2. Rationality: Science assumes that the rational examination of data can infer the truth, or at least get close to it. For the purposes of this post, I’ll be thinking of rationality in Baysian terms – ‘rationality’ is taken to be the application of Bayesian inference.

3. Time Flow: Rationality (at least as understood above) operates in time. It is therefore requires that time flows for the agents, that they would be embedded in a stream of time.

I emphasize that this is not the same as assuming that all of reality is within time, or that time “flows” in some metaphysical sense, or that it changes in the same way at evey place, or so on. All that is being assumed is how time relates to each agent – each agent must function within (its own?) time.

4. Input Channel: The application of rationality by each agent (‘scientist’) requires that it have an input channel, receiving more and more inputs as time progresses.

5. Reliable Memory: As processing (for finite agents) takes time, one automatically needs a memory to process even a single experience. One also needs a memory, however, to analyze patterns in time. And to receive information with content exceeding the input channel’s bandwidth. A perfect memory isn’t required – just a sufficiently good one.

6. Reliable Inputs: The input one gets should reflect some part of reality, or else it cannot be used to analyze it. Similar types of events should lead to similar experiences.

This does not presume that the sense-impressions we have are accurate reflections of reality. It doesn’t even persume spatiality. The things one’s input corresponds to at different times define what the agent’s “environment” is – the environment are those things that the input “represents”.

7. Reliable Rationality: The agent’s reasoning should approach that or an ideal rational agent to a degree that will allow him to pursue the rational analysis of his inputs.

These are, as far as I can see, all the things that need to be in-place for agents to start doing science. There are two more things, however, that are required for science to work well.

I. Order. Science works to the extent that patterns exist. It works best in a reality that has uniform simple patterns, so that inferrences from part of it and in the past would hold true in different parts and in the future, and that these patterns would be easy to discover. In other words, science works best if there are simple universal uniform laws of nature.

But science does not presuppose such uniformity. Rationality requires belief in the simplest, most uniform construction that fits the data so far – but this is not that same as presupposing that such a structure exists. Contra Gauch, instead of presupposing Order science hypothesizes it.

II. Causality. Experiments definitely do require causality, as do lots of scientific models and explanations. But causality is merely one type of pattern within reality, one kind of structure to be inferred. One could in principle infer that there are no causal structures except those presupposed above. That would be extremely odd, surely, but that’s a different matter.
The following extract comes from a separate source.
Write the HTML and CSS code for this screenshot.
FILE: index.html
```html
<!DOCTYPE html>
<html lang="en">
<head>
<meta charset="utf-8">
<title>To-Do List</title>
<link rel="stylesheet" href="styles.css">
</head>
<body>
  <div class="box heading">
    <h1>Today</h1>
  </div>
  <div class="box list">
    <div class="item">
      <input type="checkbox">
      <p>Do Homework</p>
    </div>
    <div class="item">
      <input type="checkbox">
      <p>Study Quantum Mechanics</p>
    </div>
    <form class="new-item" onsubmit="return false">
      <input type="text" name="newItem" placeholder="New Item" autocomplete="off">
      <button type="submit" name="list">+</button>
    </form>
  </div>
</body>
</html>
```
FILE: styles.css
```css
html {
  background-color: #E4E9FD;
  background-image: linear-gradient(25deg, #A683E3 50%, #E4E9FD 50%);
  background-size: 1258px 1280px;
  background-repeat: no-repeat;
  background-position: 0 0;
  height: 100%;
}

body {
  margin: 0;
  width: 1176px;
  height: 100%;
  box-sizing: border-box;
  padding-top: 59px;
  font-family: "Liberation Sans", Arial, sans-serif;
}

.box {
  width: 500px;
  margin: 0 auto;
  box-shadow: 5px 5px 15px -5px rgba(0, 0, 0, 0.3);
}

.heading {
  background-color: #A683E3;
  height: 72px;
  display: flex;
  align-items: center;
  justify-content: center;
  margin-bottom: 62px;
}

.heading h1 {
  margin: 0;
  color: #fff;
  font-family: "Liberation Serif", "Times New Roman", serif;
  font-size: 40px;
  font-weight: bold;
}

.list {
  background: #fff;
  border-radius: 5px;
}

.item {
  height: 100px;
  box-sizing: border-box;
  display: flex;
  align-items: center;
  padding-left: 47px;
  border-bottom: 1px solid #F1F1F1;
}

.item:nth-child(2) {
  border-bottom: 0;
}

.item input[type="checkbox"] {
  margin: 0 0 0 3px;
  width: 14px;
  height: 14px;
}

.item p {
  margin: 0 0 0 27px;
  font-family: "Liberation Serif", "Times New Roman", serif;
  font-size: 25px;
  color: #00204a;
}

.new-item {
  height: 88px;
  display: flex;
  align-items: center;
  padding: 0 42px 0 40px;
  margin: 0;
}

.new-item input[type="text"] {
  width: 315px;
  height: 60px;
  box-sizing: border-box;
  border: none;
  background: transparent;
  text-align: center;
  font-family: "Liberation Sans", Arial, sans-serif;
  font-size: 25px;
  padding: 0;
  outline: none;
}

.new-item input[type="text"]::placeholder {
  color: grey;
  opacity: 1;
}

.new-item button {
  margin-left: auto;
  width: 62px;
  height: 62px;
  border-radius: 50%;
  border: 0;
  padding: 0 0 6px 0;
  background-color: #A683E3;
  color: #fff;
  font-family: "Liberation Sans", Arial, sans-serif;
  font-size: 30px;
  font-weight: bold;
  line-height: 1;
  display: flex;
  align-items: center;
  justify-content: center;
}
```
If it wasn’t for this leeway, science would never have discovered quantum mechanics. In QM science inferred non-causal patterns in existence.

To this list one can add numerous secondary assumptions and heuristics, like the Copernican principle, General Covariance, or so on. But these are all secondary “theories” and ideas, not the fundamental core of science. In my opinion.

So, by my reckoning science does not presume that the world is orderly. It hopes that it is, and will succeed to the extent that it is, but that is not the same thing. Likewise, science does not presume the world is comprehensible. It hopes that it is, and will succeed to the extent that it is easy to comprehend the world, but that is not the same thing.

Science similarly doesn’t assume that causality holds, or that time flows, or any such metaphysical principles – except to the extent that its presuppositions assume the limited applicability of such concepts to the agent’s own mental processing and interactions with the environment. The belief that such concepts extend to beyond these presumptions is (at most) a rational belief inferred by science, not presupposed by it.